Consider the following components for a timeliness check:

  • Timestamp Column: The date/time column used to measure data age (created_at, updated_at, etc.)

  • Reference Point: The “now” time used for comparison (typically scan execution time)

  • Threshold: Maximum acceptable age for the data (hours, days, weeks)

  • Time Units: Granularity of measurement (seconds, minutes, hours, days)

  • Timezone Handling: How to handle timezone differences in global systems

  • Business Context: SLA requirements and business criticality of data currency

Follow these best practices for timeliness checks:

  • Apply to time-sensitive data sources like transaction logs, customer interactions, and real-time feeds.
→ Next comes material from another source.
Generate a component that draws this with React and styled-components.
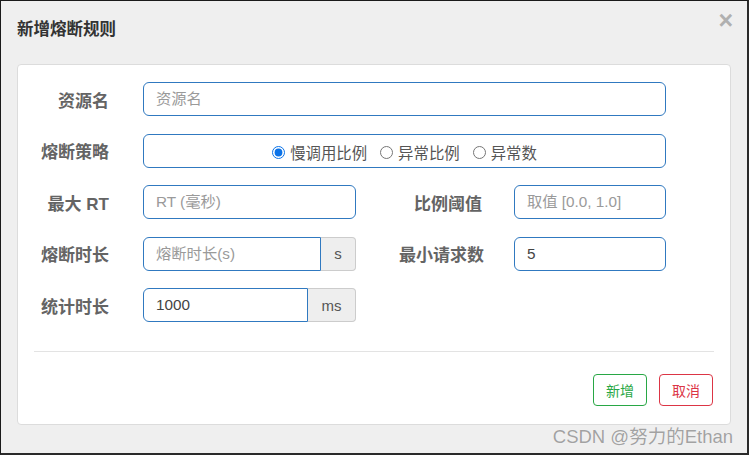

  • Set appropriate thresholds based on business SLAs and data update frequencies.

  • Consider timezone implications when working with global data sources.

  • Monitor timeliness trends to identify data pipeline issues or source system problems.

  • Combine with completeness checks to ensure both data presence and currency.

Available Metrics

Metric

Description

Supported Data Types

Calculation Method

freshness

Measures the age of the most recently added data in a timestamp column by comparing the maximum timestamp value to the current time

TIMESTAMP, DATE

Current time - MAX(timestamp_column)

Time Unit Specifications

Unit

Syntax

Description

Example

Days

#d

Number of days

3d (3 days)

Hours

#h

Number of hours

6h (6 hours)

Minutes

#m

Number of minutes

30m (30 minutes)

Combined

#d#h

Days and hours

1d6h (1 day and 6 hours)

Combined

#h#m

Hours and minutes

2h30m (2 hours and 30 minutes)

Configuration Examples

Check Description

Configuration Steps

Example Check

Ensure data is updated within 24 hours

  1. Select timestamp column last_updated.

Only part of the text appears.